Data entries:
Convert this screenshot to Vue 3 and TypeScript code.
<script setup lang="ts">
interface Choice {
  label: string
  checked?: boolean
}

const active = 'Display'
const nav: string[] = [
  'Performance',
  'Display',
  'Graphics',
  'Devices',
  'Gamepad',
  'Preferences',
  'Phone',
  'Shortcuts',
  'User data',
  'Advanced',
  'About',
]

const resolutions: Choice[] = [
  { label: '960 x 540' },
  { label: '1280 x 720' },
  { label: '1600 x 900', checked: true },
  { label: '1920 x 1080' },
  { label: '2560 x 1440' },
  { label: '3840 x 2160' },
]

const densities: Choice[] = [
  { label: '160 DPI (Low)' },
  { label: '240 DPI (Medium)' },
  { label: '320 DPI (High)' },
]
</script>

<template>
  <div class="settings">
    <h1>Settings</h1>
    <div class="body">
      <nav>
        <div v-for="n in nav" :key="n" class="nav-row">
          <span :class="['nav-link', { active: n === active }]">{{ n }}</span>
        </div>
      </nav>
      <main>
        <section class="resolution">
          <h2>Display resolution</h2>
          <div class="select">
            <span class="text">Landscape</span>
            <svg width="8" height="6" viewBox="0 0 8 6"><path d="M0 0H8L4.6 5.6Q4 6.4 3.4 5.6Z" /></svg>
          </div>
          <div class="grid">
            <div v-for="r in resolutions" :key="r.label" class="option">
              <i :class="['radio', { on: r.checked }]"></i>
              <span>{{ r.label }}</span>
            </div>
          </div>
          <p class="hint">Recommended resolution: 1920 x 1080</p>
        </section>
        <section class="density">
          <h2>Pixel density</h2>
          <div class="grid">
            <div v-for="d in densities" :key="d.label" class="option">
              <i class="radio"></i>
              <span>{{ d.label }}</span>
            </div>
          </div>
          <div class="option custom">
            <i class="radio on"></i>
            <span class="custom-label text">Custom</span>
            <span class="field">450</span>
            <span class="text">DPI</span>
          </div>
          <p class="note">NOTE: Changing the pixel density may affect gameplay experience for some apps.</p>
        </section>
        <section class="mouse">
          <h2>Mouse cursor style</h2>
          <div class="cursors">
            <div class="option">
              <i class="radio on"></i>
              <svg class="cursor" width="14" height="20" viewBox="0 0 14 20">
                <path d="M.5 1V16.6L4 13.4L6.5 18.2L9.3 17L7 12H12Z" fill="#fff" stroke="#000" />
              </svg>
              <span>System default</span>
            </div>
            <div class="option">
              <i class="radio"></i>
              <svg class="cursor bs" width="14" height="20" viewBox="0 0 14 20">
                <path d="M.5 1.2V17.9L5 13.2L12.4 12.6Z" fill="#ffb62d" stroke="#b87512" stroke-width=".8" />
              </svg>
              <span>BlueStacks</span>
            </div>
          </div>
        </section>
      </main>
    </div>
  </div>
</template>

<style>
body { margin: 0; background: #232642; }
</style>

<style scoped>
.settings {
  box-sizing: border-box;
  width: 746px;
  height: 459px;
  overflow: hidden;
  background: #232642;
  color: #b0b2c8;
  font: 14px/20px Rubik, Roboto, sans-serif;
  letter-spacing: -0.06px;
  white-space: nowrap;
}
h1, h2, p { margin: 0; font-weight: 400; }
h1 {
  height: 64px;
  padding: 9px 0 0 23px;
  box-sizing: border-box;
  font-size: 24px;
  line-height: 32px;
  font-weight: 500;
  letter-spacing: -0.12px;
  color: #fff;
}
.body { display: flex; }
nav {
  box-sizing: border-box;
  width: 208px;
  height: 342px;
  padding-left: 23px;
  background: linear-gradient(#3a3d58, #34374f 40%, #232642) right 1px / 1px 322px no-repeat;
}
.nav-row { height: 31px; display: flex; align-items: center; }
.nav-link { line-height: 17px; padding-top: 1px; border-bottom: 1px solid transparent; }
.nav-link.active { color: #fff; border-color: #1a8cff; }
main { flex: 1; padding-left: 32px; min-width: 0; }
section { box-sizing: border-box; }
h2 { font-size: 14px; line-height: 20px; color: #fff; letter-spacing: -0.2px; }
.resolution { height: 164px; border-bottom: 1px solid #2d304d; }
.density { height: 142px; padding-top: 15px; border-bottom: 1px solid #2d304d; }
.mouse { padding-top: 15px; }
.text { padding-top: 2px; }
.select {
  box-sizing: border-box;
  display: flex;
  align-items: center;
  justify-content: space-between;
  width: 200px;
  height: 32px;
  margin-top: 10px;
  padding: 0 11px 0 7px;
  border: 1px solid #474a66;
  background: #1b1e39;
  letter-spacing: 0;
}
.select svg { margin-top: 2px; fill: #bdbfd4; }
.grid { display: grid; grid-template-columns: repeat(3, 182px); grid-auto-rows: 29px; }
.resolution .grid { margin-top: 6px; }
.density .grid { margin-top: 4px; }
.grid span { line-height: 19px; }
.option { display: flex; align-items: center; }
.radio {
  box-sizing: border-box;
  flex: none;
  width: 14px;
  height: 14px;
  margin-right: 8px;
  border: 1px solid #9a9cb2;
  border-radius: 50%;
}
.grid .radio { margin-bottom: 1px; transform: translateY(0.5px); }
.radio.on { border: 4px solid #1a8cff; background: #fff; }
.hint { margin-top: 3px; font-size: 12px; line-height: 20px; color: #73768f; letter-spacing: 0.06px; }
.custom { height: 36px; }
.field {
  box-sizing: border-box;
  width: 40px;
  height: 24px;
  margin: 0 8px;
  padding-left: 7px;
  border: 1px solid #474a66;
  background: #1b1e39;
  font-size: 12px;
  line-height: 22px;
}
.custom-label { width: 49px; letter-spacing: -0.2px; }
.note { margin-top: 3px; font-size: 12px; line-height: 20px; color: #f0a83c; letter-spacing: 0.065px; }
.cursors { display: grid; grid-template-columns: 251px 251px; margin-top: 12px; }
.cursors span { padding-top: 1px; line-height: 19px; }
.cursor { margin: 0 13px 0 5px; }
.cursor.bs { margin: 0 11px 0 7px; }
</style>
...
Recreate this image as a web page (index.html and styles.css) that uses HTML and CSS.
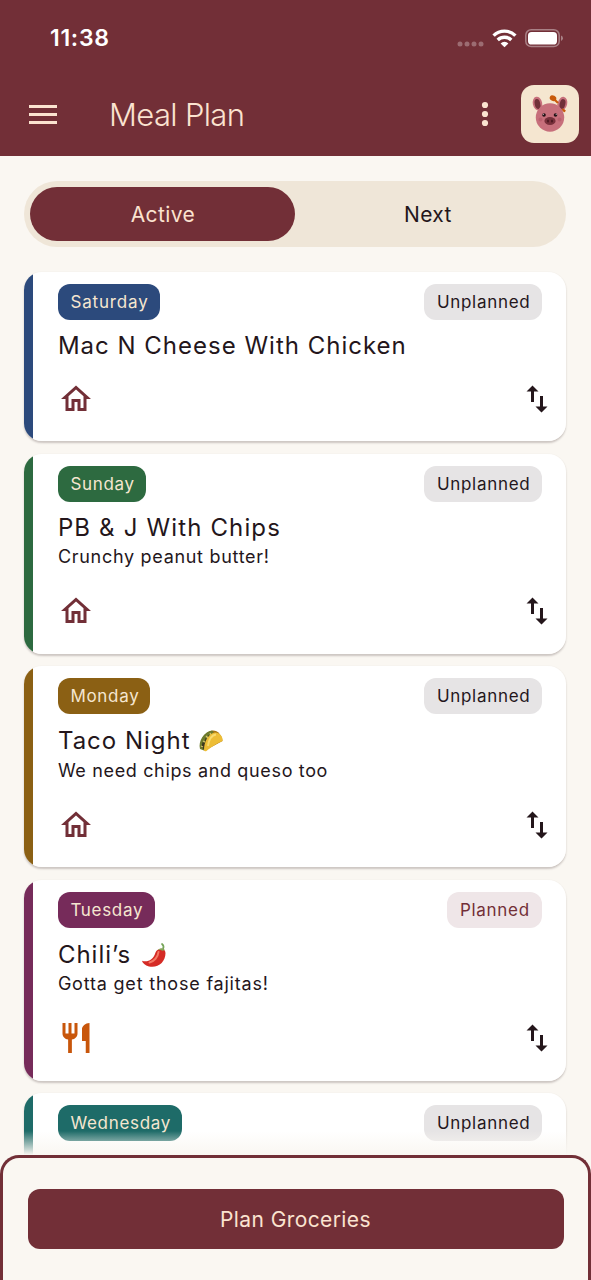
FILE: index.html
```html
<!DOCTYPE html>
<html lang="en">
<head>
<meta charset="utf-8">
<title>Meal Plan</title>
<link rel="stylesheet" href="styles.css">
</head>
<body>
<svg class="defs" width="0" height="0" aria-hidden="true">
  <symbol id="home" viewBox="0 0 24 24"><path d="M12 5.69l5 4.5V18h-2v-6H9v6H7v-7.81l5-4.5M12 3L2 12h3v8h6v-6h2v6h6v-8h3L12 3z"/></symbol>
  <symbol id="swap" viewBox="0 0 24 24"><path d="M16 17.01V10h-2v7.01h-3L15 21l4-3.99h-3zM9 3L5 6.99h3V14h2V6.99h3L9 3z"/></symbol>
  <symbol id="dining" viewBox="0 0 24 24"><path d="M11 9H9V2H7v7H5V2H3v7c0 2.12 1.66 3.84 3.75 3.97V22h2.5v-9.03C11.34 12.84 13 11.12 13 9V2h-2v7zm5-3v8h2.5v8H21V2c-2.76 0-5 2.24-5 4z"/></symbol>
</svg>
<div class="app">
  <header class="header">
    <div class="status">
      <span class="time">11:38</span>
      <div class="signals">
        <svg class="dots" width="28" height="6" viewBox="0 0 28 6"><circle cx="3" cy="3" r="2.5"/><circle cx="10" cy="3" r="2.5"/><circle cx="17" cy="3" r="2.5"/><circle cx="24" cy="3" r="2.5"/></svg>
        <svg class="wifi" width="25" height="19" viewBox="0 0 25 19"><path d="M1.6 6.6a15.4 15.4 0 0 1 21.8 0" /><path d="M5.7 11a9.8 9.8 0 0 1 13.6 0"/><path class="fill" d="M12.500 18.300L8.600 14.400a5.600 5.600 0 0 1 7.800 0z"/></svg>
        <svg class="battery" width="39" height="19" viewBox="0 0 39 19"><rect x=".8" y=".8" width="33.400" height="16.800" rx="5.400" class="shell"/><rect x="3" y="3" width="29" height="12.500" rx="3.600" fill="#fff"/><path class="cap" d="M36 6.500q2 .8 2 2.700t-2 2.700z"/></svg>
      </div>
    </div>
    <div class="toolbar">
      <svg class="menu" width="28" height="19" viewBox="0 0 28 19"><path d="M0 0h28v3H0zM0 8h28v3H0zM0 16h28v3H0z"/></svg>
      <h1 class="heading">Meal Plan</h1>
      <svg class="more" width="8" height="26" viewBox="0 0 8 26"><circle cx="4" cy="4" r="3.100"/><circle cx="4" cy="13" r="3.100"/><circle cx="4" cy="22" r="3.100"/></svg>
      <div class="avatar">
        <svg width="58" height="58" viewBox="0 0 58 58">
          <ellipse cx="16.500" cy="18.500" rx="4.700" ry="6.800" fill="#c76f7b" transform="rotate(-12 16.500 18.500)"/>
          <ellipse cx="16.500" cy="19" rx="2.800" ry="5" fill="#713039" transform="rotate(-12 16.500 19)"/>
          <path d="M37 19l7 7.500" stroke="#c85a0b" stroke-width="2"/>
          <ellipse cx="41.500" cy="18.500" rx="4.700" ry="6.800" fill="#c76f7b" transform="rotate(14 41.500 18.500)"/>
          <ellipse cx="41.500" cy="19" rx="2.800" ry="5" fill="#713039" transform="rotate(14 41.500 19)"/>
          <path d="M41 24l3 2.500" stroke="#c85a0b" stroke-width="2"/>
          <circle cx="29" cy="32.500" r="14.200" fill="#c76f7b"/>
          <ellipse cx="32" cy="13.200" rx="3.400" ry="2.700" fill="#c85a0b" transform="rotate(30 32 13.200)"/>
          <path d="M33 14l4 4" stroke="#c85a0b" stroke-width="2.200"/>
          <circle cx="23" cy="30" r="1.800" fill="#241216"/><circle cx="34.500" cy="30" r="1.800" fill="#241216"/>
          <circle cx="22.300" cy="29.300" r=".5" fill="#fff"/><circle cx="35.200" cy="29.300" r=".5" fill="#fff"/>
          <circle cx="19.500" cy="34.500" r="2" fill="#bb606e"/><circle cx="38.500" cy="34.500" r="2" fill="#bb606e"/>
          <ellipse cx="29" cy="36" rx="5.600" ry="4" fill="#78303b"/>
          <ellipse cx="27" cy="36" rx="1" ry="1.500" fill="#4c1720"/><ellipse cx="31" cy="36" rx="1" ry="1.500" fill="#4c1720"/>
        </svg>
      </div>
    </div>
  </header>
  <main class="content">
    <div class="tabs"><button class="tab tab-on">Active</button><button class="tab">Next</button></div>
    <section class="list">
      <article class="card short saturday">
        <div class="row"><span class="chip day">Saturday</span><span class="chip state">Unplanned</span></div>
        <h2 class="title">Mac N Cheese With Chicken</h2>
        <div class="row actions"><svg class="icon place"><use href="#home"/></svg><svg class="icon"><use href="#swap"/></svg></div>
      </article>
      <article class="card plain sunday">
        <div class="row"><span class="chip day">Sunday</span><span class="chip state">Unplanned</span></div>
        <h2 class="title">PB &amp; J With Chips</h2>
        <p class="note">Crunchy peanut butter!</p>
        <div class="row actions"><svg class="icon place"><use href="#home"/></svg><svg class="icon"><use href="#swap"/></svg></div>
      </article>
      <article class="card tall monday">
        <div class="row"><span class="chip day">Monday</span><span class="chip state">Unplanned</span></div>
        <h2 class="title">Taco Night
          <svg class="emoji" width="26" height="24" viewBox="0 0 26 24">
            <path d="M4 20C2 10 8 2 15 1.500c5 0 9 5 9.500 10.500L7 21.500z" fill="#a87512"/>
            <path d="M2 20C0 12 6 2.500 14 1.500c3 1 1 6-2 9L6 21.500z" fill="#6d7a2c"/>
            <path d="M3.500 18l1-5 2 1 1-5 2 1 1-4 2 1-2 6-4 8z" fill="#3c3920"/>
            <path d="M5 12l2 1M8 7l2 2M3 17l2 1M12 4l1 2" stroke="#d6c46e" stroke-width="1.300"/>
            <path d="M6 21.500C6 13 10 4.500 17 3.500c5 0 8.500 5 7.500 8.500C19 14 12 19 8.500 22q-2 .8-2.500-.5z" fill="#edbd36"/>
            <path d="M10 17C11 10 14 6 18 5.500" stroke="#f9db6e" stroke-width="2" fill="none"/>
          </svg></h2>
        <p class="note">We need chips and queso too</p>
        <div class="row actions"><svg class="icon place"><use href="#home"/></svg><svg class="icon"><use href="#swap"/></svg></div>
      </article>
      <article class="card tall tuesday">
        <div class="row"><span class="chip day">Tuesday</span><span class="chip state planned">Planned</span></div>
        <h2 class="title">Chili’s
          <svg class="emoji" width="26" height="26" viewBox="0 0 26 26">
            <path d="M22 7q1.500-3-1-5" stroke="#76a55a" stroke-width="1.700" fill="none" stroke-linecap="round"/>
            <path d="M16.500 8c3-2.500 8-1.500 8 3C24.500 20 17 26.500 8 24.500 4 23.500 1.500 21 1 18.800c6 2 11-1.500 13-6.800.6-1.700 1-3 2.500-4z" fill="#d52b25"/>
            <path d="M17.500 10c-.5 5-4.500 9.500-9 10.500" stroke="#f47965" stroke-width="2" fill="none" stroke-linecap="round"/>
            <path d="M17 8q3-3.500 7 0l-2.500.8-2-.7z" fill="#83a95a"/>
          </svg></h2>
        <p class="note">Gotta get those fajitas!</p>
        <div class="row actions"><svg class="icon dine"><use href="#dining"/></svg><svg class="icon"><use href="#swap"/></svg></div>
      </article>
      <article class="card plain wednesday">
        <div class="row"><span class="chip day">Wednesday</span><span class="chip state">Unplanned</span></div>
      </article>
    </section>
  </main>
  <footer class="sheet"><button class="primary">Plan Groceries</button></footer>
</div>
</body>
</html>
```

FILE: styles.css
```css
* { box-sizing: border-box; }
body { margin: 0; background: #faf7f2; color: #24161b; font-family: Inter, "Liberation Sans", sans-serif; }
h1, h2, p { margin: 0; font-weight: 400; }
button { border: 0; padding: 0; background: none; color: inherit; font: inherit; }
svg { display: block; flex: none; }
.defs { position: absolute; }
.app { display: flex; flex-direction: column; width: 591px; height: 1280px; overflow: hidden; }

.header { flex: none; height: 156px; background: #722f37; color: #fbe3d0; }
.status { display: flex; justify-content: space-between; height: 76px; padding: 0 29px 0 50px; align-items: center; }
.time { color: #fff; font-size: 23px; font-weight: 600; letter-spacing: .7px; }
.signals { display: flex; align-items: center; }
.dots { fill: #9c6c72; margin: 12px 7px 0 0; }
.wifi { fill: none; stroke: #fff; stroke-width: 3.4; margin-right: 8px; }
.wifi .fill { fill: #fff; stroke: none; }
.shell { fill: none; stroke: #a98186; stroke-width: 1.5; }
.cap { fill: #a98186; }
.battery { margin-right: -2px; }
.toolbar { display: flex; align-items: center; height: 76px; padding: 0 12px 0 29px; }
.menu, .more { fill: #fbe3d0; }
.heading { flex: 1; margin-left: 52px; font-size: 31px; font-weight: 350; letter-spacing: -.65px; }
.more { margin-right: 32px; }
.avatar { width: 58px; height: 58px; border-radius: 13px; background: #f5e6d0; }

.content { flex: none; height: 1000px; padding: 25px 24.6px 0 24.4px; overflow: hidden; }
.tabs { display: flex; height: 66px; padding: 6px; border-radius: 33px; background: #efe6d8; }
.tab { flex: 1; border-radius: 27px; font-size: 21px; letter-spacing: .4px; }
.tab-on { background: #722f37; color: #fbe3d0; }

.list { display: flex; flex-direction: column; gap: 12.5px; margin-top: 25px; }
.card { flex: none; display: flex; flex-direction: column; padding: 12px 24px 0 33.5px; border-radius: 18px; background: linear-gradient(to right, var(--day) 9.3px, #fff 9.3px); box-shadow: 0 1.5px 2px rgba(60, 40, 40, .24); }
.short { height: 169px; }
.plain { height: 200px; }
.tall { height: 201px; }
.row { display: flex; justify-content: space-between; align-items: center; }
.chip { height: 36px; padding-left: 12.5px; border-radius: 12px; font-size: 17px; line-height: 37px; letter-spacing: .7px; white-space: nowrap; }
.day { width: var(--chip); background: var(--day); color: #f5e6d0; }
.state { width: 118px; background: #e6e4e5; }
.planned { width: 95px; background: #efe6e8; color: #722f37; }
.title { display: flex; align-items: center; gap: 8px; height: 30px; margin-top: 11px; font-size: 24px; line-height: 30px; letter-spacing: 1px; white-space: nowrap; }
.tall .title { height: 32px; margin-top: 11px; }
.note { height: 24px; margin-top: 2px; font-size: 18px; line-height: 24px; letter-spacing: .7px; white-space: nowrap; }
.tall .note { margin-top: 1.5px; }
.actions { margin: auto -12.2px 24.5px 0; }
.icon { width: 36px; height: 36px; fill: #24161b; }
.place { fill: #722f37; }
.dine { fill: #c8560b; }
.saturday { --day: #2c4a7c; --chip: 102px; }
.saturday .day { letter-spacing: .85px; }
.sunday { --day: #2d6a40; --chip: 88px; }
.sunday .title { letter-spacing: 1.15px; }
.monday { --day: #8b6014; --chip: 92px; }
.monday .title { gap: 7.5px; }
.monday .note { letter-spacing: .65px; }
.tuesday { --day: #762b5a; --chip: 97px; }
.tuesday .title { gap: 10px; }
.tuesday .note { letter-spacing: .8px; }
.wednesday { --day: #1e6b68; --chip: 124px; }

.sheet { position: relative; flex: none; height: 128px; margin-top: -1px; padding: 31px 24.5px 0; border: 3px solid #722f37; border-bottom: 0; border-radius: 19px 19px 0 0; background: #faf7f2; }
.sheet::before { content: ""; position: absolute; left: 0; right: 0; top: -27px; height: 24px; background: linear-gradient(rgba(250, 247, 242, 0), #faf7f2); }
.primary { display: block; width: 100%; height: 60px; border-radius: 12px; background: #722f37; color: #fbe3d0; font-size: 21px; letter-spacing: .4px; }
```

Written task: Filter the records above and return every line that holds the word "styles".

Solution for this problem:
Recreate this image as a web page (index.html and styles.css) that uses HTML and CSS.
<link rel="stylesheet" href="styles.css">
FILE: styles.css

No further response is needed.